Appeal and application for certiorari to review a judgment of
the circuit court of appeals affirming a recovery in an action for
personal injuries, which had been removed from the state court.
Page 284 U. S. 222
MR. CHIEF JUSTICE HUGHES delivered the opinion of the Court.
This action was brought in the Superior Court of New Hampshire
by the respondent, a citizen of that state, to recover damages for
injuries resulting in the death of the respondent's intestate upon
the ground of the negligence of his employer, the defendant
(appellant and petitioner here). The case was removed to the
District Court of the United States for the District of New
Hampshire. The defendant is a corporation organized under the laws
of Vermont, and is engaged in supplying electric current in both
Vermont and New Hampshire. It appeared that the respondent's
intestate was a resident of Vermont and received his injuries in
New Hampshire in the course of his employment. The contract of
employment was made in Vermont, and the defendant contended that
the parties were bound by the Workmen's Compensation Act of
Vermont, and that the acceptance of the provisions of that act was
a bar to the common law action. Upon appeal from the judgment in
favor of the respondent, the circuit court of appeals first
sustained the defense and directed reversal, but, on rehearing,
affirmed the judgment. The court said that its attention had been
called to the fact that the defendant had accepted the Workmen's
Compensation Act of New Hampshire, which reserved to the employee
or his legal representative an action at law for death caused by
negligence;
"that no contract made in Vermont purporting to release an
employer from liability for future negligence can bar an action
brought in New Hampshire for an injury there sustained, and thus
change the public policy of New Hampshire."

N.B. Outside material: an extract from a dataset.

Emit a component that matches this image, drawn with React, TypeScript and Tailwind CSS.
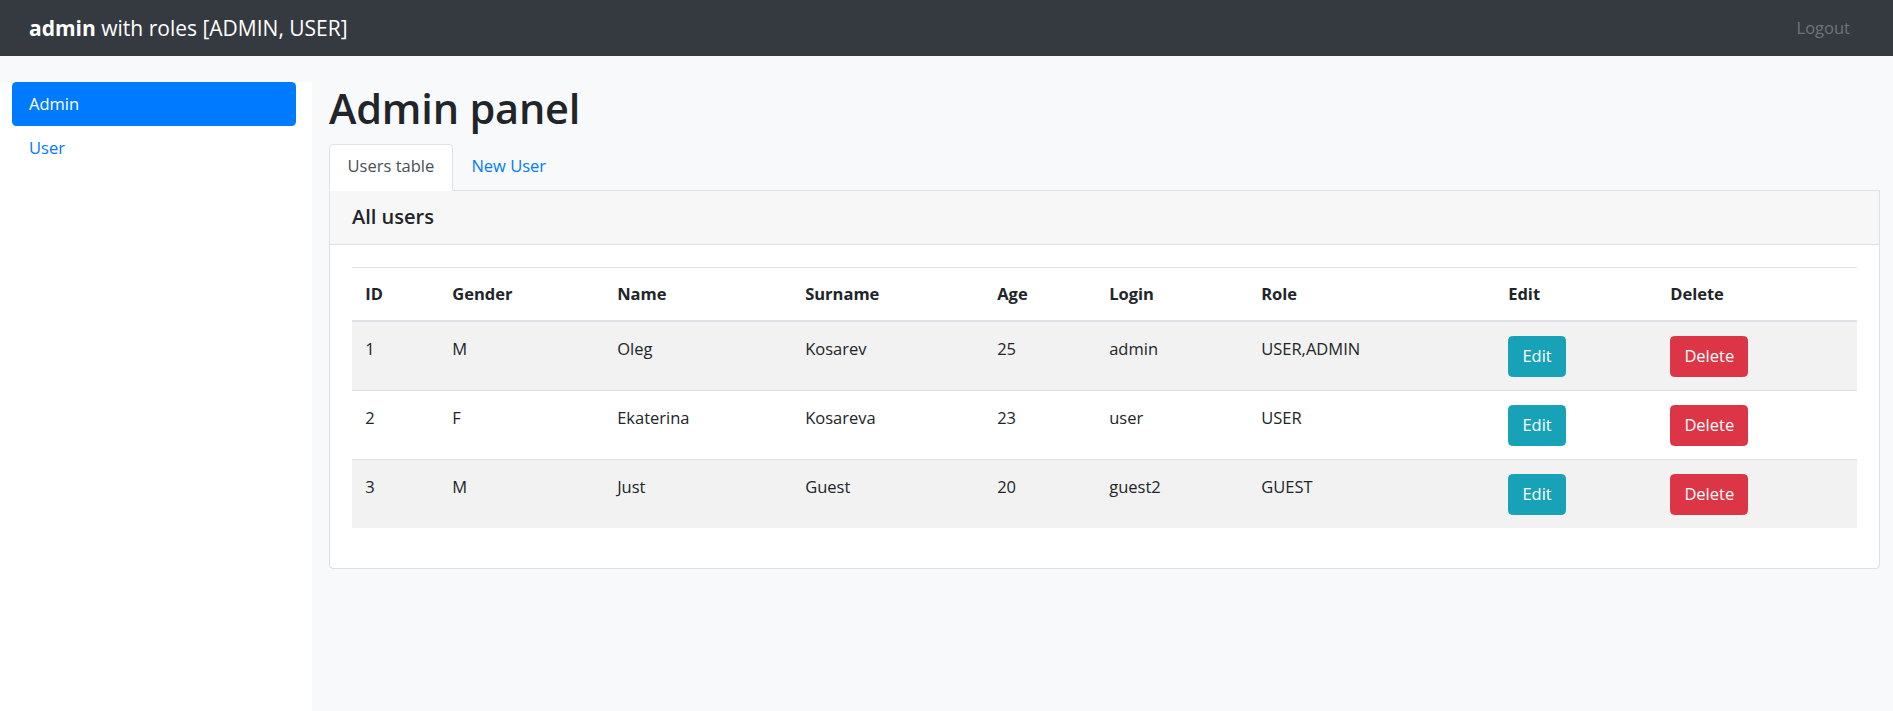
import React from "react";

type User = {
  id: number;
  gender: string;
  name: string;
  surname: string;
  age: number;
  login: string;
  role: string;
};

const users: User[] = [
  { id: 1, gender: "M", name: "Oleg", surname: "Kosarev", age: 25, login: "admin", role: "USER,ADMIN" },
  { id: 2, gender: "F", name: "Ekaterina", surname: "Kosareva", age: 23, login: "user", role: "USER" },
  { id: 3, gender: "M", name: "Just", surname: "Guest", age: 20, login: "guest2", role: "GUEST" },
];

// column widths measured from the table, last one takes the rest
const columns = [
  { label: "ID", width: "w-[87px]" },
  { label: "Gender", width: "w-[165px]" },
  { label: "Name", width: "w-[188px]" },
  { label: "Surname", width: "w-[192px]" },
  { label: "Age", width: "w-[112px]" },
  { label: "Login", width: "w-[152px]" },
  { label: "Role", width: "w-[247px]" },
  { label: "Edit", width: "w-[162px]" },
  { label: "Delete", width: "" },
];

const cell = "px-[13.2px] py-[13.2px] align-top leading-[26.4px] text-left";

export default function App() {
  return (
    <div
      className="flex h-screen flex-col bg-[#f8f9fa] text-[16.5px] text-[#212529]"
      style={{ fontFamily: '"Open Sans", "Noto Sans", sans-serif' }}
    >
      <header className="flex h-[56px] shrink-0 items-center justify-between bg-[#343a40] pl-[29px] pr-[43px]">
        <div className="text-[21px] leading-none text-white">
          <span className="font-bold">admin</span> with roles [ADMIN, USER]
        </div>
        <a href="#" className="text-[16.5px] text-[#6c757d]">
          Logout
        </a>
      </header>

      <div className="flex min-h-0 flex-1 pt-[26px]">
        <aside className="w-[312px] shrink-0 bg-white pl-[12px] pr-[16px]">
          <nav className="flex flex-col">
            <a href="#" className="rounded-[4.4px] bg-[#007bff] px-[17px] py-[8.8px] leading-[26.4px] text-white">
              Admin
            </a>
            <a href="#" className="px-[17px] py-[8.8px] leading-[26.4px] text-[#007bff]">
              User
            </a>
          </nav>
        </aside>

        <main className="min-w-0 flex-1 pl-[17px] pr-[13px]">
          <h1 className="mb-[8.8px] text-[41.5px] font-semibold leading-[52.8px] tracking-[-0.2px]">Admin panel</h1>

          <div className="flex border-b border-[#dee2e6]">
            <a
              href="#"
              className="-mb-px rounded-t-[4.4px] border border-[#dee2e6] border-b-white bg-white px-[17.6px] py-[8.8px] leading-[26.4px] text-[#495057]"
            >
              Users table
            </a>
            <a href="#" className="border border-transparent px-[17.6px] py-[8.8px] leading-[26.4px] text-[#007bff]">
              New User
            </a>
          </div>

          <section className="rounded-b-[4.4px] border border-t-0 border-[#dfdfdf] bg-white">
            <div className="flex h-[54px] items-center border-b border-[#dfdfdf] bg-[#f7f7f7] px-[22px]">
              <h5 className="text-[20px] font-semibold leading-[26.4px]">All users</h5>
            </div>
            <div className="p-[22px]">
              <table className="mb-[17.6px] w-full table-fixed border-collapse">
                <thead>
                  <tr>
                    {columns.map((c) => (
                      <th
                        key={c.label}
                        className={`${cell} ${c.width} border-t border-b-2 border-[#dee2e6] font-bold`}
                      >
                        {c.label}
                      </th>
                    ))}
                  </tr>
                </thead>
                <tbody>
                  {users.map((u, i) => (
                    <tr key={u.id} className={i % 2 === 0 ? "bg-[#f2f2f2]" : "bg-white"}>
                      {[u.id, u.gender, u.name, u.surname, u.age, u.login, u.role].map((v, j) => (
                        <td key={j} className={`${cell} ${i > 0 ? "border-t border-[#dee2e6]" : ""}`}>
                          {v}
                        </td>
                      ))}
                      <td className={`${cell} ${i > 0 ? "border-t border-[#dee2e6]" : ""}`}>
                        <button className="block h-[41.6px] rounded-[4.4px] border border-[#17a2b8] bg-[#17a2b8] px-[13.2px] leading-[26.4px] text-white">
                          Edit
                        </button>
                      </td>
                      <td className={`${cell} ${i > 0 ? "border-t border-[#dee2e6]" : ""}`}>
                        <button className="block h-[41.6px] rounded-[4.4px] border border-[#dc3545] bg-[#dc3545] px-[13.2px] leading-[26.4px] text-white">
                          Delete
                        </button>
                      </td>
                    </tr>
                  ))}
                </tbody>
              </table>
            </div>
          </section>
        </main>
      </div>
    </div>
  );
}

51 F.2d 992, 999, 1000. As the decision of the circuit court of
appeals was not against the validity of the statute of Vermont, the
appeal
Page 284 U. S. 223
to this Court must be dismissed for the want of jurisdiction.
Public Service Commission of Indiana v. Batesville Telephone
Co., ante, p.
284 U. S. 6;
Baxter v. Continental Casualty Co., post, p. 578.

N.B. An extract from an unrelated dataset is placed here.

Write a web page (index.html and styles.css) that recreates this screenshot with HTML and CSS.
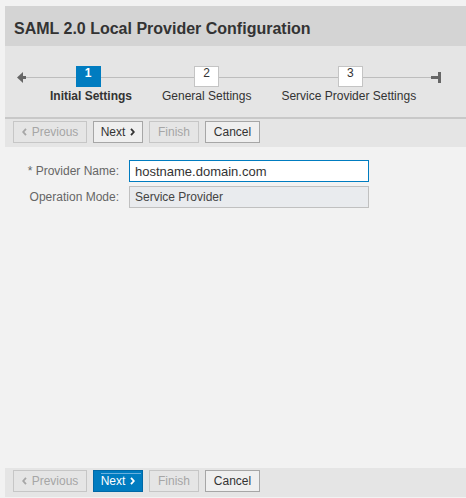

The question is presented whether, as an appeal has been taken,
the petition for writ of certiorari can be entertained. Section 240
of the Judicial Code, as amended by the Act of February 13, 1925,
§ 1 (c. 229, 43 Stat. 936, 938, 939, U.S.C. Tit. 28, §
347), provides:
"SEC. 347. (a) In any case, civil or criminal, in a circuit
court of appeals, or in the Court of Appeals of the District of
Columbia, it shall be competent for the Supreme Court of the United
States, upon the petition of any party thereto, whether Government
or other litigant, to require by certiorari, either before or after
a judgment or decree by such lower court, that the cause be
certified to the Supreme Court for determination by it with the
same power and authority, and with like effect, as if the cause had
been brought there by unrestricted writ of error or appeal."

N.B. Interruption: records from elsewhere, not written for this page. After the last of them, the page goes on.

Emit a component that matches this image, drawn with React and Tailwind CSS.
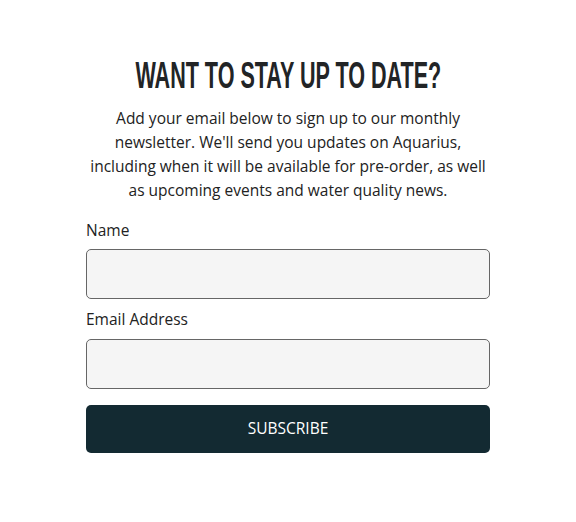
export default function App() {
  return (
    <div className="w-[576px] h-[522px] bg-white flex justify-center">
      <div className="w-[404px] pt-[55px] flex flex-col items-stretch font-['Open_Sans',sans-serif] text-[#222]">
        <div className="flex justify-center h-[40px]">
          <h2 className="whitespace-nowrap text-[37.7px] leading-[40px] font-bold text-[#222426] font-['Liberation_Sans',Arial,sans-serif] scale-x-[0.572]">
            WANT TO STAY UP TO DATE?
          </h2>
        </div>
        <p className="mt-[11px] text-center text-[15.5px] leading-[24px] px-[2px]">
          Add your email below to sign up to our monthly newsletter. We'll send you updates on Aquarius, including when it will be available for pre-order, as well as upcoming events and water quality news.
        </p>
        <label className="mt-[16px] text-[15.5px] leading-[24px]">Name</label>
        <input className="mt-[7px] h-[50px] rounded-[5px] border border-[#666] bg-[#f5f5f5]" />
        <label className="mt-[8px] text-[15.5px] leading-[24px]">Email Address</label>
        <input className="mt-[8px] h-[50px] rounded-[5px] border border-[#666] bg-[#f5f5f5]" />
        <button className="mt-[16px] h-[48px] rounded-[5px] bg-[#132a32] text-white text-[15.5px]">SUBSCRIBE</button>
      </div>
    </div>
  );
}
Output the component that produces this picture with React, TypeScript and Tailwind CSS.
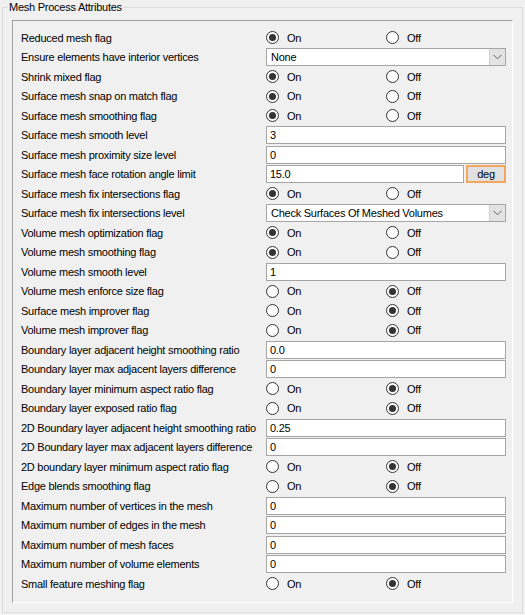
import React from "react";

type Row =
  | { label: string; kind: "radio"; on: boolean }
  | { label: string; kind: "text"; value: string; unit?: string }
  | { label: string; kind: "select"; value: string };

const rows: Row[] = [
  { label: "Reduced mesh flag", kind: "radio", on: true },
  { label: "Ensure elements have interior vertices", kind: "select", value: "None" },
  { label: "Shrink mixed flag", kind: "radio", on: true },
  { label: "Surface mesh snap on match flag", kind: "radio", on: true },
  { label: "Surface mesh smoothing flag", kind: "radio", on: true },
  { label: "Surface mesh smooth level", kind: "text", value: "3" },
  { label: "Surface mesh proximity size level", kind: "text", value: "0" },
  { label: "Surface mesh face rotation angle limit", kind: "text", value: "15.0", unit: "deg" },
  { label: "Surface mesh fix intersections flag", kind: "radio", on: true },
  { label: "Surface mesh fix intersections level", kind: "select", value: "Check Surfaces Of Meshed Volumes" },
  { label: "Volume mesh optimization flag", kind: "radio", on: true },
  { label: "Volume mesh smoothing flag", kind: "radio", on: true },
  { label: "Volume mesh smooth level", kind: "text", value: "1" },
  { label: "Volume mesh enforce size flag", kind: "radio", on: false },
  { label: "Surface mesh improver flag", kind: "radio", on: false },
  { label: "Volume mesh improver flag", kind: "radio", on: false },
  { label: "Boundary layer adjacent height smoothing ratio", kind: "text", value: "0.0" },
  { label: "Boundary layer max adjacent layers difference", kind: "text", value: "0" },
  { label: "Boundary layer minimum aspect ratio flag", kind: "radio", on: false },
  { label: "Boundary layer exposed ratio flag", kind: "radio", on: false },
  { label: "2D Boundary layer adjacent height smoothing ratio", kind: "text", value: "0.25" },
  { label: "2D Boundary layer max adjacent layers difference", kind: "text", value: "0" },
  { label: "2D boundary layer minimum aspect ratio flag", kind: "radio", on: false },
  { label: "Edge blends smoothing flag", kind: "radio", on: false },
  { label: "Maximum number of vertices in the mesh", kind: "text", value: "0" },
  { label: "Maximum number of edges in the mesh", kind: "text", value: "0" },
  { label: "Maximum number of mesh faces", kind: "text", value: "0" },
  { label: "Maximum number of volume elements", kind: "text", value: "0" },
  { label: "Small feature meshing flag", kind: "radio", on: false },
];

function Radio({ checked, label }: { checked: boolean; label: string }) {
  return (
    <div className="flex items-center w-[121px]">
      <span className="w-[13px] h-[13px] rounded-full border border-[#333333] bg-white flex items-center justify-center shrink-0">
        {checked && <span className="w-[7px] h-[7px] rounded-full bg-[#333333]" />}
      </span>
      <span className="ml-[8px]">{label}</span>
    </div>
  );
}

function Chevron() {
  return (
    <svg width="9" height="6" viewBox="0 0 9 6">
      <path d="M0.5 0.8 L4.5 4.8 L8.5 0.8" fill="none" stroke="#606060" strokeWidth="1" />
    </svg>
  );
}

function Control({ row }: { row: Row }) {
  if (row.kind === "radio") {
    return (
      <div className="flex items-center h-full">
        <Radio checked={row.on} label="On" />
        <Radio checked={!row.on} label="Off" />
      </div>
    );
  }
  if (row.kind === "select") {
    return (
      <div className="flex items-center h-full">
        <div className="flex w-full h-[18px] border border-[#a6a6a6] bg-white">
          <div className="flex-1 flex items-center pl-[4px]">{row.value}</div>
          <div className="w-[16px] bg-[#e3e3e3] border-l border-[#cfcfcf] flex items-center justify-center">
            <Chevron />
          </div>
        </div>
      </div>
    );
  }
  return (
    <div className="flex items-center h-full gap-[2px]">
      <div className="flex-1 h-[18px] border border-[#a5a5a5] bg-white flex items-center pl-[3px]">{row.value}</div>
      {row.unit && (
        <div className="w-[40px] h-[18px] border-2 border-[#f2a65e] bg-[#e1e1e1] flex items-center justify-center">
          {row.unit}
        </div>
      )}
    </div>
  );
}

export default function App() {
  return (
    <div
      className="w-[525px] h-[615px] bg-[#f0f0f0] text-black text-[11px] leading-[14px] tracking-[-0.25px]"
      style={{ fontFamily: '"Liberation Sans", Arial, sans-serif' }}
    >
      <fieldset className="mx-[2px] border border-[#dcdcdc] px-[9px] pb-[9px]">
        <legend className="ml-[-4px] px-[1px] leading-[14px]">Mesh Process Attributes</legend>
        <div className="mt-[6px] border-l border-t border-[#a0a0a0] border-r border-b border-r-white border-b-white pt-[7px] pl-[8px] pr-[6px] pb-[8px] h-[583px]">
          <div className="grid grid-cols-[245px_240px]">
            {rows.map((r, i) => (
              <React.Fragment key={i}>
                <div className="h-[19.5px] flex items-center whitespace-nowrap">{r.label}</div>
                <div className="h-[19.5px]">
                  <Control row={r} />
                </div>
              </React.Fragment>
            ))}
          </div>
        </div>
      </fieldset>
    </div>
  );
}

"(b) Any case in a circuit court of appeals where is drawn in
question the validity of a statute of any state, on the ground of
its being repugnant to the Constitution, treaties, or laws of the
United States, and the decision is against its validity, may, at
the election of the party relying on such state statute, be taken
to the Supreme Court for review on writ of error or appeal; but, in
that event, a review on certiorari shall not be allowed at the
instance of such party, and the review on such writ of error or
appeal shall be restricted to an examination and decision of the
Federal questions presented in the case."
"(c) No judgment or decree of a circuit court of appeals or of
the Court of Appeals of the District of Columbia shall be subject
to review by the Supreme Court otherwise than as provided in this
section."
The question is whether the general authority of this Court,
under paragraph (a) of this section, "in any case
Page 284 U. S. 224
. . . in a circuit court of appeals . . . to require by
certiorari" that the cause be certified to this Court for
determination, is limited in a case like the instant one by the
concluding clause of paragraph (b). Under the latter paragraph, an
appeal
* may be taken to
this Court "at the election" of the party relying on the state
statute the validity of which has been denied by the decision of
the circuit court of appeals on the ground of its being repugnant
to the Constitution, treaties, or laws of the United States, and,
"in that event," a review on certiorari is not to allowed at the
instance of such party. This provision is in obvious contrast with
that of § 237(c) of the Judicial Code, as amended by the Act
of February 13, 1925, U.S.C. Tit. 28, § 344(c), relating to
appeals from judgments of state courts and providing in such cases
that papers on an appeal improvidently sought may be treated as a
petition for certiorari. But the event to which the limitation of
§ 240(b) applies, in the case of appeals from the circuit
court of appeals, is that an appeal will lie as provided and has
been taken. If the case is one in which the circuit court of
appeals has not denied validity to a statute of a state upon the
ground specified, no appeal will lie, and the bringing of the
appeal in such a case has no effect save to invite its dismissal.
As this Court has no jurisdiction to entertain the appeal, it
leaves the parties as they were. There is no ground for concluding
that it was the intent of the Congress to penalize a party by
depriving him of a right granted because he had made a mistake in
asserting a right not granted. Accordingly, we conclude that, in a
case in a circuit court of appeals where no appeal lies, although
one has been improvidently taken, application may be made for a
writ of certiorari under § 240(a). The application must be
made within
Page 284 U. S. 225
the time limited. Act of February 13, 1925, § 8 (U.S.C.
Tit. 28, § 350). It was so made in this case.
The petition for writ of certiorari is granted.
Appeal dismissed. Writ granted.
* Writ of error was abolished by the Act of January 31, 1928, c.
14, 45 Stat. 54, as amended by Act of April 26, 1928, c. 440, 45
Stat. (U.S.C. Tit. 28, §§ 861a, 861b).